Mehr irische Folklore gab es nun im Theater; wobei wir den Altersdurchschnitt erheblich drückten.
Als erstes gab es eine Lautsprecherdurchsage wie im Flugzeug, man wurde begrüßt und erfuhr gleich alles:Flug- äh Spielzeit, Pause und dass es noch eine Tombola mit Geld- und Sachpreisen nach dem Stück gibt, für die man in der Pause Lose erwerben könne.
Das Stück war eine volkstümliche Komödie mit Slapstick-Momenten und irischen Sprüchen.

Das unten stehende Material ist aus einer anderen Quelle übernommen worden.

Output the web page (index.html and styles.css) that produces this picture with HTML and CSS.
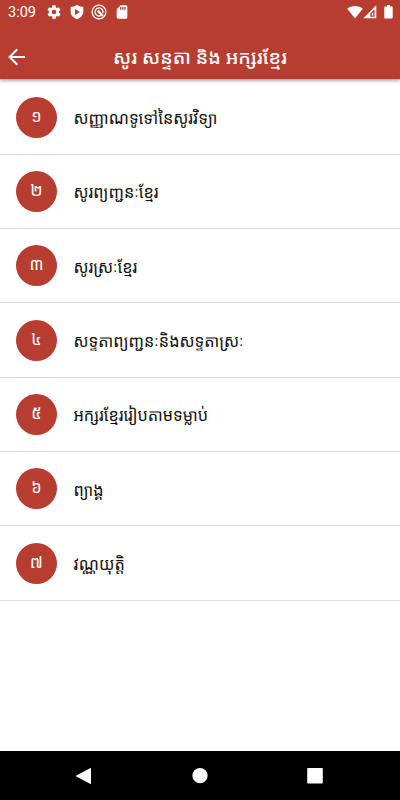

1964, nach 43 Jahren, die Molly ihre Tochter und Haus und Hof allein versorgt hatte, taucht plötzlich, und das noch unter den Augen der streng religiösen und moralistischen aber penetrant neugierigen Nachbarin, ihr nach 6 Wochen Eheglück verschwundener Ehemann auf, dem sie es nie und nimmer verziehen hat, dass er neben ihrer Aussteuer auch den nagelneuen Torfspaten mitgenommen hatte. Zu allem Überfluss will die Tochter den Postboten heiraten und mit ihm weit weg, nach Dublin, ziehen. Und da ist noch die Vertretung für den in den Ruhestand gegangenen Pfarrer, Father McCoy, der auch ein Geheimnis hat…Kurz, alle irischen Traditionsklischees werden bedient und auf die Schippe genommen.
Ein intensiver Tag endete, wie sonst, mit eine paar Kilometern auf dem Rad zu unserem Zeltplatz draußen vor der Stadt.